### EXERCISE DESCRIPTION
The material below should be written out in full and exactly; pictures stay out of the copy.

### RAW DATA
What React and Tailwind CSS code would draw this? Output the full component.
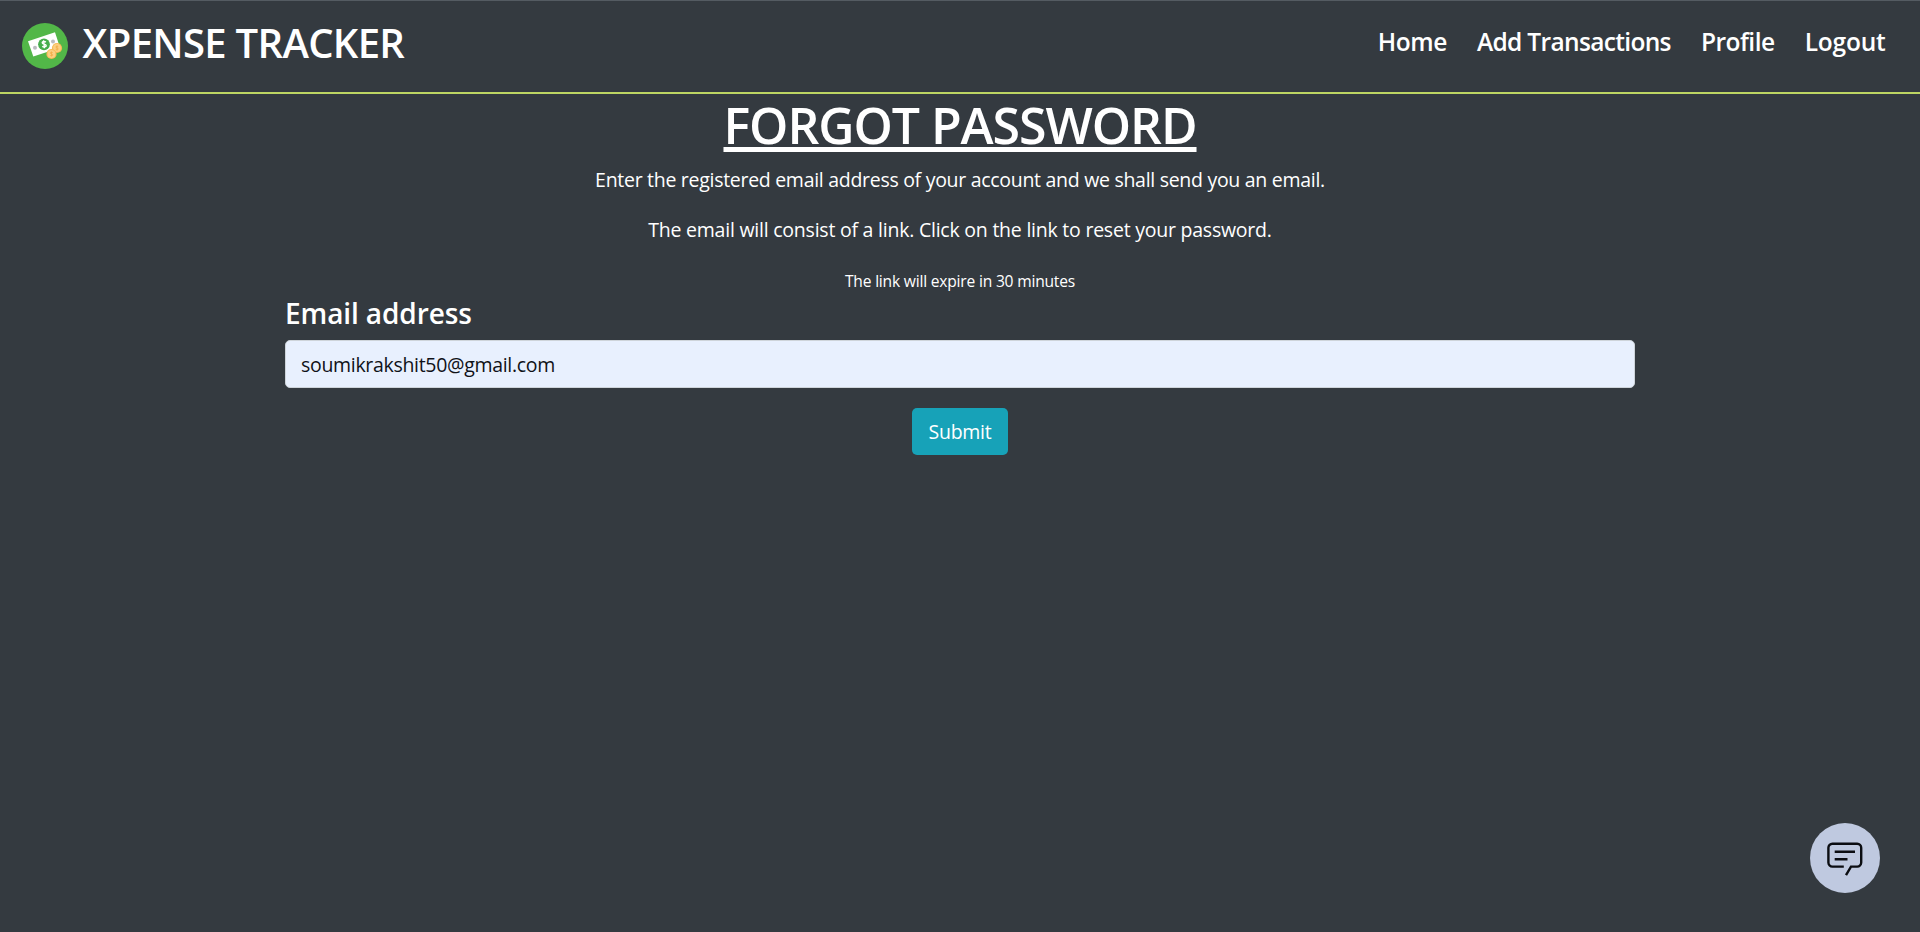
import React from "react";

const NAV = [
  { label: "Home", cls: "tracking-[-0.4px]" },
  { label: "Add Transactions", cls: "tracking-[-0.66px]" },
  { label: "Profile", cls: "tracking-[-0.5px]" },
  { label: "Logout", cls: "tracking-[-0.2px]" },
];

function Coin({ cx, cy }) {
  return (
    <g>
      <circle cx={cx} cy={cy} r="5.1" fill="#f7b955" />
      <circle cx={cx} cy={cy} r="3.9" fill="#fbd083" />
      <path
        d={`M${cx + 1.3} ${cy - 1.3}c-.8-.8-2.6-.6-2.6.3 0 1.2 2.7.8 2.7 2 0 1-2 1.1-2.8.3M${cx} ${cy - 2.4}v4.8`}
        fill="none"
        stroke="#f0a43a"
        strokeWidth="0.6"
      />
    </g>
  );
}

function Logo() {
  return (
    <svg width="46" height="46" viewBox="0 0 46 46" aria-hidden="true">
      <circle cx="23" cy="23" r="23" fill="#52b748" />
      <path d="M6 18.3 33 9.2 38 24.7 11.3 33.6Z" fill="#fff" />
      <circle cx="13" cy="24.8" r="2" fill="#b9bcc0" />
      <circle cx="31" cy="18.4" r="2" fill="#b9bcc0" />
      <circle cx="22" cy="21.3" r="5.9" fill="#45ad4c" />
      <path
        d="M23.8 19.2c-1-1.2-3.7-.8-3.6.6.1 1.8 3.8 1 4 2.8.1 1.5-2.7 1.8-3.9.6M21.6 17.3l.8 8"
        fill="none"
        stroke="#fff"
        strokeWidth="1.4"
      />
      <Coin cx={35} cy={25} />
      <Coin cx={29.5} cy={31} />
    </svg>
  );
}

function ChatIcon() {
  return (
    <svg
      width="36"
      height="34"
      viewBox="0 0 36 34"
      fill="none"
      stroke="#0b0d12"
      strokeWidth="2.4"
      className="overflow-visible"
      aria-hidden="true"
    >
      <path d="M16.800 25.600H5.400a4 4 0 0 1-4-4V6.800a4 4 0 0 1 4-4h24.800a4 4 0 0 1 4 4v14.800a4 4 0 0 1-4 4H24l-5 8.600" />
      <path d="M7.700 10.700H28M7.700 18.300H20.500" />
    </svg>
  );
}

export default function App() {
  return (
    <div className="relative flex h-[932px] w-full flex-col overflow-hidden bg-[#343a40] font-['Open_Sans','Noto_Sans',sans-serif] text-white">
      <header className="flex h-[94px] shrink-0 items-start justify-between border-t border-b-2 border-t-[#545b62] border-b-[#bdd563] pr-[34.5px] pl-[22px]">
        <div className="flex items-start pt-[11px]">
          <span className="mt-[11px] block">
            <Logo />
          </span>
          <span className="ml-[14.5px] text-[40px] leading-[61px] font-semibold tracking-[-0.68px]">XPENSE TRACKER</span>
        </div>
        <nav className="flex gap-[30px] pt-[21px] text-[24.5px] leading-10 font-semibold">
          {NAV.map((n) => (
            <a key={n.label} className={n.cls}>
              {n.label}
            </a>
          ))}
        </nav>
      </header>

      <main className="mx-auto flex w-[1350px] flex-col items-center pt-px">
        <h1 className="text-[50px] leading-[60px] font-semibold tracking-[-1.05px] underline decoration-[5px] underline-offset-[3px]">
          FORGOT PASSWORD
        </h1>
        <p className="mt-2.5 text-[19.5px] leading-[30px] tracking-[-0.29px]">
          Enter the registered email address of your account and we shall send you an email.
        </p>
        <p className="mt-5 text-[19.5px] leading-[30px] tracking-[-0.23px]">
          The email will consist of a link. Click on the link to reset your password.
        </p>
        <small className="mt-6 text-[15.6px] leading-6 tracking-[-0.2px]">The link will expire in 30 minutes</small>
        <label className="-mt-px self-start text-[28px] leading-[42px] font-semibold tracking-[-0.1px]">
          Email address
        </label>
        <div className="mt-1.5 h-12 w-full rounded-[5px] border border-[#ced4da] bg-[#e8f0fe] pl-[15px] text-[19.5px] leading-[48px] tracking-[-0.31px] text-[#101218]">
          <span>soumikrakshit50@gmail.com</span>
        </div>
        <button className="mt-5 h-[47px] w-24 rounded-[5px] bg-[#17a2b8] text-[19.5px] leading-[47px] tracking-[-0.25px]">
          Submit
        </button>
      </main>

      <button className="absolute top-[823px] left-[1810px] flex size-[70px] items-center justify-center rounded-full bg-[#bfc9e0]">
        <ChatIcon />
      </button>
    </div>
  );
}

### SOLUTION TO THIS TASK
What React and Tailwind CSS code would draw this? Output the full component.
import React from "react";

const NAV = [
  { label: "Home", cls: "tracking-[-0.4px]" },
  { label: "Add Transactions", cls: "tracking-[-0.66px]" },
  { label: "Profile", cls: "tracking-[-0.5px]" },
  { label: "Logout", cls: "tracking-[-0.2px]" },
];

function Coin({ cx, cy }) {
  return (
    <g>
      <circle cx={cx} cy={cy} r="5.1" fill="#f7b955" />
      <circle cx={cx} cy={cy} r="3.9" fill="#fbd083" />
      <path
        d={`M${cx + 1.3} ${cy - 1.3}c-.8-.8-2.6-.6-2.6.3 0 1.2 2.7.8 2.7 2 0 1-2 1.1-2.8.3M${cx} ${cy - 2.4}v4.8`}
        fill="none"
        stroke="#f0a43a"
        strokeWidth="0.6"
      />
    </g>
  );
}

function Logo() {
  return (
    <svg width="46" height="46" viewBox="0 0 46 46" aria-hidden="true">
      <circle cx="23" cy="23" r="23" fill="#52b748" />
      <path d="M6 18.3 33 9.2 38 24.7 11.3 33.6Z" fill="#fff" />
      <circle cx="13" cy="24.8" r="2" fill="#b9bcc0" />
      <circle cx="31" cy="18.4" r="2" fill="#b9bcc0" />
      <circle cx="22" cy="21.3" r="5.9" fill="#45ad4c" />
      <path
        d="M23.8 19.2c-1-1.2-3.7-.8-3.6.6.1 1.8 3.8 1 4 2.8.1 1.5-2.7 1.8-3.9.6M21.6 17.3l.8 8"
        fill="none"
        stroke="#fff"
        strokeWidth="1.4"
      />
      <Coin cx={35} cy={25} />
      <Coin cx={29.5} cy={31} />
    </svg>
  );
}

function ChatIcon() {
  return (
    <svg
      width="36"
      height="34"
      viewBox="0 0 36 34"
      fill="none"
      stroke="#0b0d12"
      strokeWidth="2.4"
      className="overflow-visible"
      aria-hidden="true"
    >
      <path d="M16.800 25.600H5.400a4 4 0 0 1-4-4V6.800a4 4 0 0 1 4-4h24.800a4 4 0 0 1 4 4v14.800a4 4 0 0 1-4 4H24l-5 8.600" />
      <path d="M7.700 10.700H28M7.700 18.300H20.500" />
    </svg>
  );
}

export default function App() {
  return (
    <div className="relative flex h-[932px] w-full flex-col overflow-hidden bg-[#343a40] font-['Open_Sans','Noto_Sans',sans-serif] text-white">
      <header className="flex h-[94px] shrink-0 items-start justify-between border-t border-b-2 border-t-[#545b62] border-b-[#bdd563] pr-[34.5px] pl-[22px]">
        <div className="flex items-start pt-[11px]">
          <span className="mt-[11px] block">
            <Logo />
          </span>
          <span className="ml-[14.5px] text-[40px] leading-[61px] font-semibold tracking-[-0.68px]">XPENSE TRACKER</span>
        </div>
        <nav className="flex gap-[30px] pt-[21px] text-[24.5px] leading-10 font-semibold">
          {NAV.map((n) => (
            <a key={n.label} className={n.cls}>
              {n.label}
            </a>
          ))}
        </nav>
      </header>

      <main className="mx-auto flex w-[1350px] flex-col items-center pt-px">
        <h1 className="text-[50px] leading-[60px] font-semibold tracking-[-1.05px] underline decoration-[5px] underline-offset-[3px]">
          FORGOT PASSWORD
        </h1>
        <p className="mt-2.5 text-[19.5px] leading-[30px] tracking-[-0.29px]">
          Enter the registered email address of your account and we shall send you an email.
        </p>
        <p className="mt-5 text-[19.5px] leading-[30px] tracking-[-0.23px]">
          The email will consist of a link. Click on the link to reset your password.
        </p>
        <small className="mt-6 text-[15.6px] leading-6 tracking-[-0.2px]">The link will expire in 30 minutes</small>
        <label className="-mt-px self-start text-[28px] leading-[42px] font-semibold tracking-[-0.1px]">
          Email address
        </label>
        <div className="mt-1.5 h-12 w-full rounded-[5px] border border-[#ced4da] bg-[#e8f0fe] pl-[15px] text-[19.5px] leading-[48px] tracking-[-0.31px] text-[#101218]">
          <span>soumikrakshit50@gmail.com</span>
        </div>
        <button className="mt-5 h-[47px] w-24 rounded-[5px] bg-[#17a2b8] text-[19.5px] leading-[47px] tracking-[-0.25px]">
          Submit
        </button>
      </main>

      <button className="absolute top-[823px] left-[1810px] flex size-[70px] items-center justify-center rounded-full bg-[#bfc9e0]">
        <ChatIcon />
      </button>
    </div>
  );
}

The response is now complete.